While multinationals choose how much tax they want to pay in the UK – and the blame for that lies entirely at the door of HM Revenue & Customs – people who don’t actually owe any tax are hit with fines if they file their returns a few days late, whether or not it’s their fault.

Now there’s fresh evidence of people on low incomes and without internet access being treated unfairly by HMRC in its haste to cut costs by doing everything online, according to a new National Audit Office (NAO) report.

Failure to recognise that many people can’t access online services is one shared across organisations of all kinds as they pursue cost savings without thought for the needs of their customers.
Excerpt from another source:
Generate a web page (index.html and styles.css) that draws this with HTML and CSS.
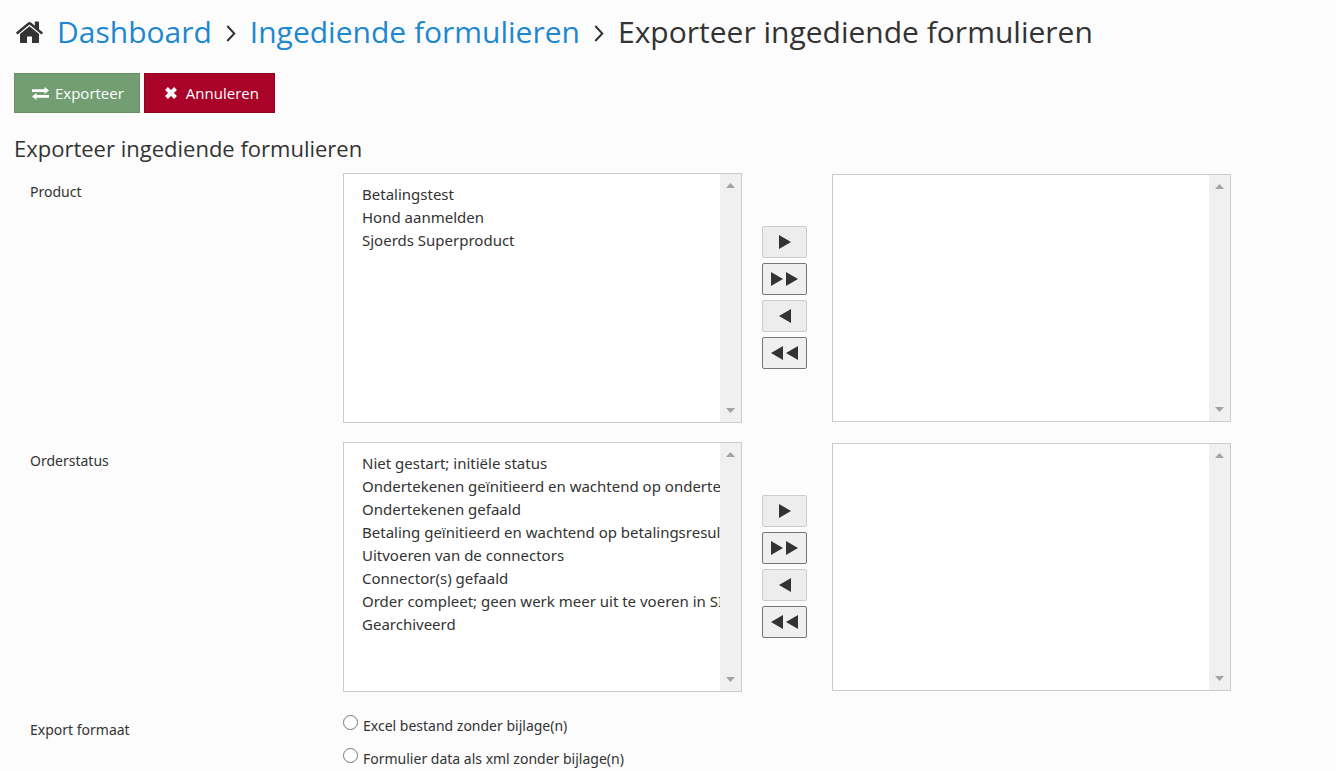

The difference with HMRC is that people who are unable to engage with it end up paying too much tax or facing penalties.

The NAO also revealed that Britons lost £136 million waiting for HMRC to answer their calls last year. That includes £33m on call charges, a cost that hits those on low incomes (especially with pay-as-you-go mobile phones) and the digitally excluded particularly hard.

MPs didn’t hold back in their condemnation of HMRC, but they’re culpable too. The Chancellor made a great play of giving HMRC an extra £154m in the recent Autumn Statement, claiming he was funding a tax avoidance “blitz”. He’s doing nothing of the sort, because the 10,000 HMRC job cuts he announced in 2010 will send tax inspector numbers to a record low.

The job cuts are part of efforts to strip £2 billion from HMRC funding, but the impact on its work means it’s already collected around £1.1bn less in tax as a result.

With fewer staff and under strict orders to collect more in taxes, it’s no wonder HMRC is going for the little guy who can’t afford to fight back.

Dangerous deals

AFTER the backlash that hit Newcastle United FC when it unveiled its tie-up with Wonga, you’d have bet against reputable retailers getting into bed with the high-profile payday lender.

But furniture company Cotswold has given Wonga – also sponsor of Hearts Football Club – a new opportunity to mess up more people’s finances. That’s not difficult to do, however, and until more is done to improve financial literacy the likes of payday lenders have a free run.

The Cotswold deal will allow online shoppers to pay for purchases of £100 to £1,000 with a three-month loan.

The PayLater service is marketed as a “credible and innovative alternative to credit cards”, with the usual marketing guff about how helpful it is for consumers.

It is if they want to get even deeper into debt. The APR (annual percentage rate) is 27.7 per cent, so while it’s a distinct improvement on the 4,214 per cent APR on Wonga’s payday loans, it doesn’t stack up so well against credit cards (which have an average rate of around 18 per cent).

Cotswold claims that the service is transparent, yet 
it’s not clear what happens 
if the loan isn’t repaid on time.

Whether you like it or not, though, this is a logical next step for Wonga, which is genuinely innovative and something of a pioneer in terms of its online proposition. For all the very dubious morality behind its payday loans, the firm has a customer satisfaction rating that most companies would kill for, especially in financial services.

We’ll see more innovation like this from Wonga and its kind. They’re on fertile ground, thanks to a combination of rising living costs, the government’s ill-conceived assault on welfare support and poor standards of financial literacy. If there’s a way to exploit those conditions, payday lenders will find it.